At No. 46 Brompton Row, Mr. John Reeve, an exceedingly popular low comedian, died, on the 24th of January, 1838, at the early age of forty. Social habits led to habits of intemperance, and poor John was the Bottle Imp of every theatre he ever played in. "The last time I saw him,"

"he was

says Mr. Bunn, in his 'Journal of the Stage,' posting at a rapid rate to a city dinner, and, on his drawing up to chat, I said, 'Well, Reeve, how do you find yourself to-day?' and he returned for answer, The lordmayor finds me to-day!""

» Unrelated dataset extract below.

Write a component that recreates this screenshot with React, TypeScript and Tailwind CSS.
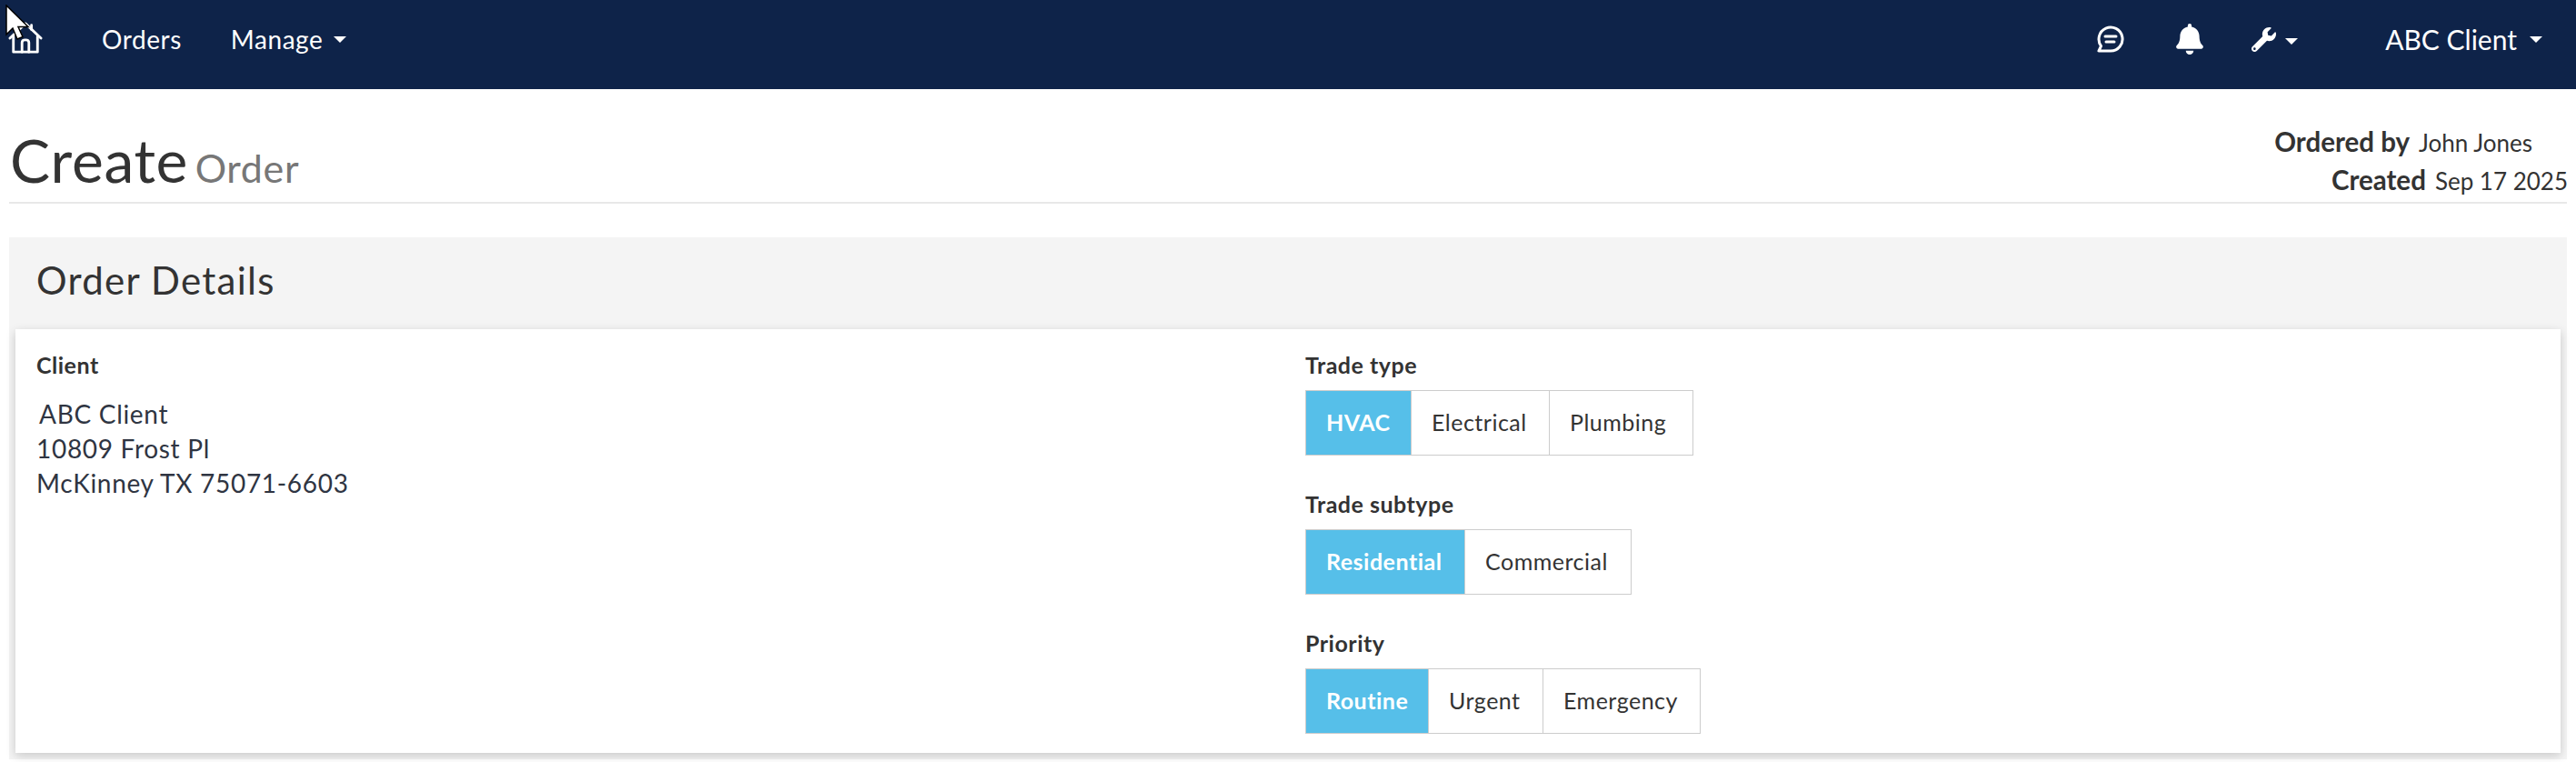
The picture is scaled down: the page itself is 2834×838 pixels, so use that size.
import { FaBell, FaWrench } from "react-icons/fa";

const GROUPS = [
  {
    label: "Trade type",
    options: [
      { name: "HVAC", w: "w-[117px]" },
      { name: "Electrical", w: "w-[153px]" },
      { name: "Plumbing", w: "w-[159px]" },
    ],
  },
  {
    label: "Trade subtype",
    options: [
      { name: "Residential", w: "w-[176px]" },
      { name: "Commercial", w: "w-[184px]" },
    ],
  },
  {
    label: "Priority",
    options: [
      { name: "Routine", w: "w-[136px]" },
      { name: "Urgent", w: "w-[127px]" },
      { name: "Emergency", w: "w-[174px]" },
    ],
  },
];

function Caret() {
  return <span className="inline-block w-0 h-0 border-x-[7px] border-x-transparent border-t-[7px] border-t-white" />;
}

function HomeIcon() {
  return (
    <svg width="38" height="36" viewBox="0 0 40 38" fill="none" stroke="white" strokeWidth="3" strokeLinecap="round" strokeLinejoin="round">
      <path d="M2 19 L20 2 L38 19" />
      <path d="M6 17 V35 H34 V17" />
      <path d="M16 35 V24 Q16 21 20 21 Q24 21 24 24 V35" />
      <path d="M27 4 V9" />
    </svg>
  );
}

function ChatIcon() {
  return (
    <svg width="30" height="30" viewBox="0 0 30 30" fill="none" stroke="white" strokeWidth="3" strokeLinecap="round" strokeLinejoin="round">
      <path d="M2 28 H15 A13 13 0 1 0 4.5 22.6 Z" />
      <path d="M9 12 H21" />
      <path d="M10 18 H19" />
    </svg>
  );
}

function Cursor() {
  return (
    <svg className="absolute top-[5px] left-[5px]" width="30" height="40" viewBox="0 0 30 40">
      <path d="M2 1 V33 L9 26 L14 38 L20 35.5 L15 24.5 L26 24.5 Z" fill="white" stroke="black" strokeWidth="1.5" />
    </svg>
  );
}

export default function App() {
  return (
    <div className="relative min-h-[838px] bg-white text-[#333] font-['Lato','Noto_Sans',sans-serif] overflow-hidden">
      <nav className="h-[98px] bg-[#0e2349] text-white flex items-start pl-[9px] pr-[37px] pt-[25px]">
        <div className="-mt-px">
          <HomeIcon />
        </div>
        <a className="ml-[65px] text-[28px] leading-[36px] tracking-[0.02em]">Orders</a>
        <a className="ml-[54px] text-[28px] leading-[36px] tracking-[0.02em] flex items-center gap-[12px]">
          Manage <Caret />
        </a>
        <div className="ml-auto flex items-center h-[36px]">
          <ChatIcon />
          <FaBell className="ml-[55px] text-[34px]" />
          <FaWrench className="ml-[51px] text-[27px]" />
          <span className="ml-[10px]"><Caret /></span>
          <span className="ml-[96px] text-[30px] leading-[36px] flex items-center gap-[14px]">
            ABC Client <Caret />
          </span>
        </div>
      </nav>

      <header className="mx-[10px] h-[126px] border-b-2 border-[#e8e8e8] flex justify-between">
        <h1 className="pt-[41px] pl-[1px] text-[66px] leading-[74px] tracking-[0.01em]">
          Create <small className="text-[43px] -ml-[10px] text-[#777]">Order</small>
        </h1>
        <div className="pt-[40px] text-right whitespace-nowrap -mr-px">
          <div className="h-[42px] pr-[39px] text-[26px] leading-[36px]">
            <b className="text-[29.5px] mr-[10px]">Ordered by</b>John Jones
          </div>
          <div className="text-[26px] leading-[36px]">
            <b className="text-[29.5px] mr-[10px]">Created</b>Sep 17 2025
          </div>
        </div>
      </header>

      <section className="mx-[10px] mt-[37px] h-[574px] bg-[#f4f4f4] px-[7px] pb-[7px] flex flex-col">
        <h2 className="h-[101px] pl-[23px] pt-[23px] text-[42px] leading-[48px] tracking-[0.03em]">Order Details</h2>
        <div className="flex-1 bg-white shadow-[0_3px_10px_rgba(0,0,0,0.18)] pl-[23px] pt-[24px] flex">
          <div className="w-[1396px]">
            <div className="h-[30px] text-[25px] leading-[30px] font-bold tracking-[0.02em]">Client</div>
            <div className="mt-[20px] text-[28px] leading-[38px] tracking-[0.025em] text-[#2f3542]">
              <div className="pl-[3px]">ABC Client</div>
              <div>10809 Frost Pl</div>
              <div>McKinney TX 75071-6603</div>
            </div>
          </div>
          <div className="flex flex-col gap-[38px]">
            {GROUPS.map((g) => (
              <div key={g.label}>
                <div className="h-[30px] text-[25px] leading-[30px] font-bold tracking-[0.02em]">{g.label}</div>
                <div className="mt-[13px] flex">
                  {g.options.map((o, i) => (
                    <div
                      key={o.name}
                      className={`${o.w} h-[72px] pl-[22px] flex items-center text-[25px] tracking-[0.02em] border border-[#ccc] -ml-px first:ml-0 ${
                        i === 0 ? "bg-[#56bfe9] text-white font-bold" : "bg-white"
                      }`}
                    >
                      {o.name}
                    </div>
                  ))}
                </div>
              </div>
            ))}
          </div>
        </div>
      </section>
      <Cursor />
    </div>
  );
}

BROMPTON GROVE commences on the south, or left-hand side of the main Fulham Road, immediately beyond the Red Lion (before mentioned as opposite to 28 Brompton Row), and continues to the Bunch of Grapes public-house, which was pulled down in August, and rebuilt in September, 1844, opposite to No. 54 Brompton Row, and in the wall of which public-house was placed a stone, with "YEOMAN'S ROW, 1767," engraved upon it-the name of a street leading to the "Grange," and, in 1794, the address of Michael Novosielski, the architect of the Italian Opera House. In that year he exhibited, in the Royal Academy, three architectural designs, viz:

"558. Elevation of the Opera House, Haymarket;

"661. Section of the New Concert Room at the Haymarket; and

"663. Ceiling of the New Concert Room at the Opera House."

But of Novosielski and the Grange more hereafter.

Brompton Grove now consists of two rows of houses, standing a little way back from the main road, between which rows there was a green space (1811), now occupied by shops, which range close to the footway, and have a street, called Grove Place, in the centre.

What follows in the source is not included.